---- DATA LINES

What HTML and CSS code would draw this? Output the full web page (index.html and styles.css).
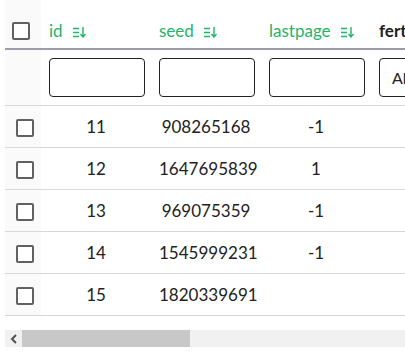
FILE: index.html
```html
<!DOCTYPE html>
<html lang="en">
<head>
<meta charset="UTF-8">
<title>Pages</title>
<link rel="stylesheet" href="styles.css">
</head>
<body>
<div class="grid-wrap">
<table class="grid">
<colgroup>
    <col class="c-sel"><col class="c-data"><col class="c-data"><col class="c-data"><col class="c-data">
    <col class="c-data"><col class="c-data"><col class="c-data"><col class="c-data"><col>
</colgroup>
<thead>
<tr class="head">
    <th class="sel head-sel"><span class="box"></span></th>
    <th class="sortable">id <svg class="sort" width="13" height="11" viewBox="0 0 13 11"><path d="M0 1.5h6M0 5.5h6M0 9.5h6M10 0v9.5M7.5 7l2.5 3 2.5-3" fill="none" stroke="currentColor" stroke-width="1.4"/></svg></th>
    <th class="sortable">seed <svg class="sort" width="13" height="11" viewBox="0 0 13 11"><path d="M0 1.5h6M0 5.5h6M0 9.5h6M10 0v9.5M7.5 7l2.5 3 2.5-3" fill="none" stroke="currentColor" stroke-width="1.4"/></svg></th>
    <th class="sortable">lastpage <svg class="sort" width="13" height="11" viewBox="0 0 13 11"><path d="M0 1.5h6M0 5.5h6M0 9.5h6M10 0v9.5M7.5 7l2.5 3 2.5-3" fill="none" stroke="currentColor" stroke-width="1.4"/></svg></th>
    <th class="plain">fertile</th>
    <th class="plain">created</th>
    <th class="plain">updated</th>
    <th class="plain">owner</th>
    <th class="plain">status</th>
    <th class="plain"></th>
</tr>
<tr class="filters">
    <th class="sel"></th>
    <th><input class="filter" type="text"></th>
    <th><input class="filter" type="text"></th>
    <th><input class="filter" type="text"></th>
    <th><select class="filter pick"><option>All</option></select></th>
    <th></th><th></th><th></th><th></th><th></th>
</tr>
</thead>
<tbody>
<tr><td class="sel"><span class="box"></span></td><td>11</td><td>908265168</td><td>-1</td><td></td><td></td><td></td><td></td><td></td><td></td></tr>
<tr><td class="sel"><span class="box"></span></td><td>12</td><td>1647695839</td><td>1</td><td></td><td></td><td></td><td></td><td></td><td></td></tr>
<tr><td class="sel"><span class="box"></span></td><td>13</td><td>969075359</td><td>-1</td><td></td><td></td><td></td><td></td><td></td><td></td></tr>
<tr><td class="sel"><span class="box"></span></td><td>14</td><td>1545999231</td><td>-1</td><td></td><td></td><td></td><td></td><td></td><td></td></tr>
<tr><td class="sel"><span class="box"></span></td><td>15</td><td>1820339691</td><td></td><td></td><td></td><td></td><td></td><td></td><td></td></tr>
</tbody>
</table>
</div>
<div class="hscroll">
    <span class="hs-btn"><svg width="8" height="10" viewBox="0 0 8 10"><path d="M6 1L2 5l4 4" fill="none" stroke="#505050" stroke-width="2"/></svg></span>
    <span class="hs-thumb"></span>
</div>
</body>
</html>
```

FILE: styles.css
```css
html, body { overflow: hidden; }
body { margin: 0; background: #fff; font-family: Lato, "Liberation Sans", sans-serif; color: #222; }

.grid-wrap { margin-left: 5px; width: 420px; overflow: hidden; background: #fff; }

.grid { width: 965px; table-layout: fixed; border-collapse: separate; border-spacing: 0; margin-bottom: 14px; }
.c-sel { width: 36px; }
.c-data { width: 110px; }

.grid th, .grid td { padding: 0 8px; border-bottom: 1px solid #d8d8d8; }
.grid .sel { padding: 0; background: #fafafa; }

.head th { height: 40px; padding-bottom: 8px; vertical-align: bottom; text-align: left; font-size: 17px; line-height: 18px; border-bottom: 2px solid #9c9cab; }
.head .head-sel { padding: 0 0 8px 7px; }
.sortable { color: #1fb56b; font-weight: normal; white-space: nowrap; }
.sort { margin-left: 6px; vertical-align: -1px; }
.plain { font-weight: bold; color: #222; white-space: nowrap; }

.filters th { height: 39px; padding-top: 8px; padding-bottom: 8px; text-align: left; }
.filters .sel { padding: 0; }
.filter { box-sizing: border-box; display: block; width: 96px; height: 39px; margin: 0; border: 1px solid #222; border-radius: 4px; background: #fff; font-family: Lato, "Liberation Sans", sans-serif; font-size: 16px; padding: 0 8px; }
.pick { color: #222; }

.grid td { height: 41px; text-align: center; font-size: 17px; color: #222; }
.grid td.sel { text-align: left; padding-left: 11px; }

.box { display: inline-block; box-sizing: border-box; width: 18px; height: 18px; border: 2px solid #616161; border-radius: 2px; vertical-align: middle; background: #fff; }

.hscroll { display: flex; margin-left: 5px; height: 17px; background: #f1f1f1; }
.hs-btn { display: flex; align-items: center; justify-content: center; width: 17px; }
.hs-thumb { width: 168px; background: #c8c8c8; }
```
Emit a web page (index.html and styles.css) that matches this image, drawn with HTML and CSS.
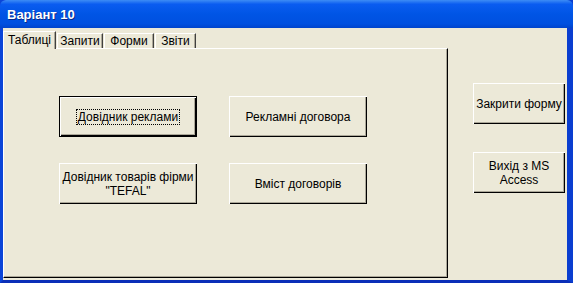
FILE: index.html
```html
<!DOCTYPE html>
<html>
  <head>
    <title>Варіант 10</title>
    <link rel="stylesheet" href="styles.css">
  </head>
  <body>
    <div class="window">
      <div class="titlebar">Варіант 10</div>
      <div class="client">
        <div class="tab-area">
          <div class="tabs">
            <div class="tab active">Таблиці</div>
            <div class="tab t-queries">Запити</div>
            <div class="tab t-forms">Форми</div>
            <div class="tab t-reports">Звіти</div>
          </div>
          <div class="tab-panel">
            <div class="grid">
              <button class="btn default"><span class="focus">Довідник реклами</span></button>
              <button class="btn">Рекламні договора</button>
              <button class="btn">Довідник товарів фірми<br>"TEFAL"</button>
              <button class="btn">Вміст договорів</button>
            </div>
          </div>
        </div>
        <div class="side">
          <button class="btn side-btn">Закрити форму</button>
          <button class="btn side-btn">Вихід з MS<br>Access</button>
        </div>
      </div>
    </div>
  </body>
</html>
```

FILE: styles.css
```css
html, body {
  margin: 0;
  padding: 0;
}
body {
  width: 573px;
  height: 283px;
  overflow: hidden;
  font-family: 'Liberation Sans', Arial, sans-serif;
  font-size: 11px;
  color: black;
}
.window {
  width: 573px;
  height: 283px;
  box-sizing: border-box;
  background: #0831d9;
  border-left: 3px solid #0b45d8;
  border-right: 6px solid #0a3ed0;
  border-bottom: 3px solid #0a2fb8;
  display: flex;
  flex-direction: column;
}
.titlebar {
  height: 28px;
  margin-left: -3px;
  margin-right: -6px;
  padding-left: 7px;
  box-sizing: border-box;
  background: linear-gradient(#3d8cf5 0%, #0a5cf0 15%, #0055e5 50%, #0050e0 85%, #0044cc 100%);
  color: white;
  font-weight: bold;
  font-size: 13px;
  line-height: 30px;
  text-shadow: 1px 1px 0 #0a2a8a;
  border-radius: 6px 6px 0 0;
}
.client {
  flex: 1;
  background: #ece9d8;
  display: flex;
}
.tab-area {
  width: 445px;
  display: flex;
  flex-direction: column;
}
.tabs {
  display: flex;
  align-items: flex-end;
  height: 19px;
  padding-top: 1px;
}
.tab {
  height: 15px;
  line-height: 15px;
  font-size: 12px;
  text-align: center;
  box-sizing: border-box;
  border-top: 1px solid white;
  border-left: 1px solid white;
  border-right: 1px solid #404040;
  box-shadow: inset -1px 0 0 #aca899;
  margin-right: 1px;
  background: #ece9d8;
}
.tab.active {
  height: 18px;
  line-height: 17px;
  width: 53px;
  margin-right: 1px;
  margin-bottom: -1px;
  position: relative;
  z-index: 1;
}
.t-queries {
  width: 46px;
}
.t-forms {
  width: 50px;
}
.t-reports {
  width: 41px;
}
.tab-panel {
  flex: 1;
  margin-bottom: 2px;
  border-top: 1px solid white;
  border-left: 1px solid white;
  border-right: 1px solid #000;
  border-bottom: 1px solid #000;
  box-shadow: inset -1px -1px 0 #aca899;
}
.grid {
  display: grid;
  grid-template-columns: 138px 138px;
  grid-auto-rows: 41px;
  column-gap: 32px;
  row-gap: 26px;
  padding: 47px 0 0 55px;
}
.btn {
  font-family: 'Liberation Sans', Arial, sans-serif;
  font-size: 12px;
  color: black;
  background: #ece9d8;
  border: none;
  padding: 0;
  margin: 0;
  box-shadow: inset 1px 1px 0 white, inset -1px -1px 0 black, inset -2px -2px 0 #aca899;
  line-height: 14px;
  display: flex;
  align-items: center;
  justify-content: center;
  text-align: center;
}
.btn.default {
  box-shadow: inset 0 0 0 1px black, inset 2px 2px 0 white, inset -2px -2px 0 black, inset -3px -3px 0 #aca899;
}
.focus {
  outline: 1px dotted black;
  padding: 0 1px;
}
.side {
  flex: 1;
  display: flex;
  flex-direction: column;
  padding: 55px 0 0 25px;
  gap: 28px;
}
.side-btn {
  width: 92px;
  height: 41px;
}
```
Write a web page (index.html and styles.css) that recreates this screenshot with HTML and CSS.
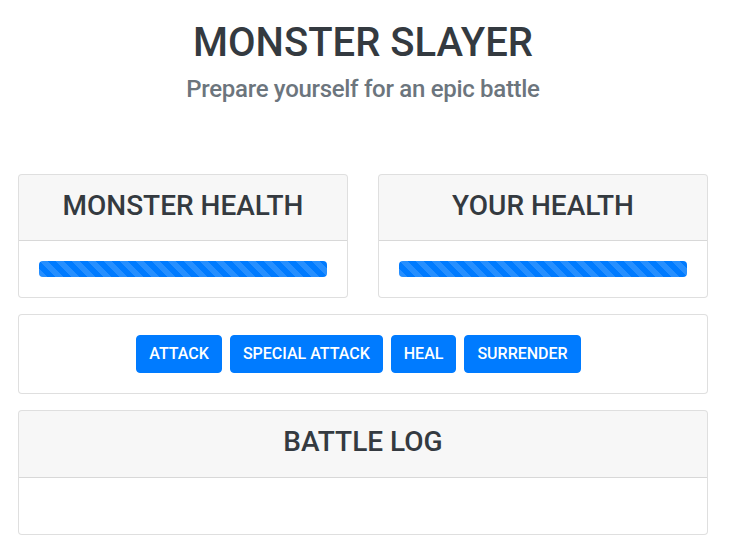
FILE: index.html
```html
<!DOCTYPE html>
<html lang="en">
<head>
<meta charset="utf-8">
<title>Monster Slayer</title>
<link rel="stylesheet" href="styles.css">
</head>
<body>
<div class="page">
  <header class="intro">
    <h1 class="title">MONSTER SLAYER</h1>
    <h4 class="subtitle">Prepare yourself for an epic battle</h4>
  </header>
  <div class="health-row">
    <section class="card">
      <div class="card-header"><h3 class="card-title">MONSTER HEALTH</h3></div>
      <div class="card-body">
        <div class="progress"><div class="progress-bar" style="width: 100%"></div></div>
      </div>
    </section>
    <section class="card">
      <div class="card-header"><h3 class="card-title">YOUR HEALTH</h3></div>
      <div class="card-body">
        <div class="progress"><div class="progress-bar" style="width: 100%"></div></div>
      </div>
    </section>
  </div>
  <section class="card">
    <div class="card-body controls">
      <button class="btn">ATTACK</button>
      <button class="btn">SPECIAL ATTACK</button>
      <button class="btn">HEAL</button>
      <button class="btn">SURRENDER</button>
    </div>
  </section>
  <section class="card">
    <div class="card-header"><h3 class="card-title">BATTLE LOG</h3></div>
    <div class="card-body">
      <ul class="log"></ul>
    </div>
  </section>
</div>
</body>
</html>
```

FILE: styles.css
```css
* { box-sizing: border-box; }
html, body { margin: 0; padding: 0; background: #fff; }
body {
  font-family: Roboto, "Liberation Sans", Arial, sans-serif;
  color: #343a40;
  font-size: 16px;
  line-height: 1.5;
}
.page {
  width: 690px;
  margin-left: 18px;
  padding-top: 19px;
  display: flex;
  flex-direction: column;
  gap: 16px;
}
.intro {
  text-align: center;
  margin-bottom: 54px;
}
.title {
  margin: 0 0 8px;
  font-size: 40px;
  line-height: 48px;
  font-weight: 500;
  color: #343a40;
}
.subtitle {
  margin: 0;
  font-size: 24px;
  line-height: 28.8px;
  font-weight: 500;
  letter-spacing: -0.3px;
  color: #6c757d;
}
.health-row {
  display: grid;
  grid-template-columns: 1fr 1fr;
  gap: 30px;
}
.card {
  background: #fff;
  border: 1px solid rgba(0,0,0,.125);
  border-radius: 4px;
  overflow: hidden;
}
.card-header {
  background: rgba(0,0,0,.03);
  border-bottom: 1px solid rgba(0,0,0,.125);
  padding: 14px 20px 10px;
  text-align: center;
}
.card-title {
  margin: 0 0 8px;
  font-size: 28px;
  line-height: 33.6px;
  font-weight: 500;
  color: #343a40;
}
.card-body {
  padding: 20px;
}
.progress {
  height: 16px;
  background: #e9ecef;
  border-radius: 4px;
  overflow: hidden;
  display: flex;
}
.progress-bar {
  height: 100%;
  background-color: #007bff;
  background-image: linear-gradient(45deg, rgba(255,255,255,.15) 25%, transparent 25%, transparent 50%, rgba(255,255,255,.15) 50%, rgba(255,255,255,.15) 75%, transparent 75%, transparent);
  background-size: 16px 16px;
}
.controls {
  display: flex;
  justify-content: center;
  gap: 8px;
  padding-right: 29px;
}
.btn {
  font-family: inherit;
  font-size: 16px;
  line-height: 24px;
  font-weight: 500;
  color: #fff;
  background: #007bff;
  border: 1px solid #007bff;
  border-radius: 4px;
  padding: 6px 12px;
  cursor: pointer;
}
.log {
  margin: 0 0 16px;
  padding: 0;
  list-style: none;
}
```
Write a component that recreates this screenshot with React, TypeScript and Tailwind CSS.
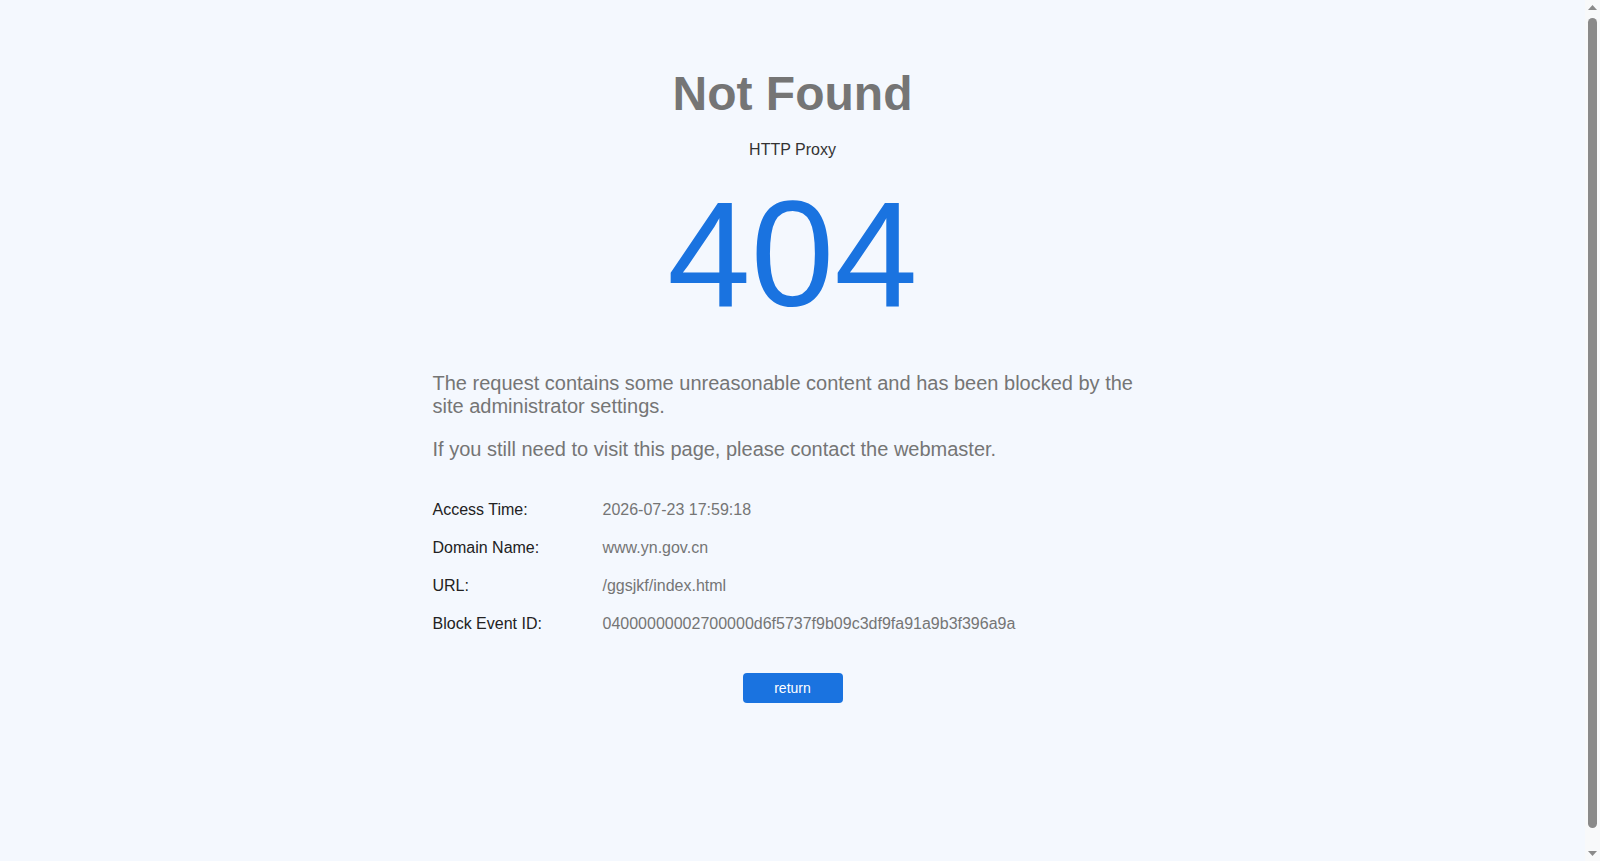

--------

> WHAT YOU SHOULD DO: Pick out, from the lines above, every one that contains the string "image".

> THE RESPONSE:
Emit a web page (index.html and styles.css) that matches this image, drawn with HTML and CSS.
  background-image: linear-gradient(45deg, rgba(255,255,255,.15) 25%, transparent 25%, transparent 50%, rgba(255,255,255,.15) 50%, rgba(255,255,255,.15) 75%, transparent 75%, transparent);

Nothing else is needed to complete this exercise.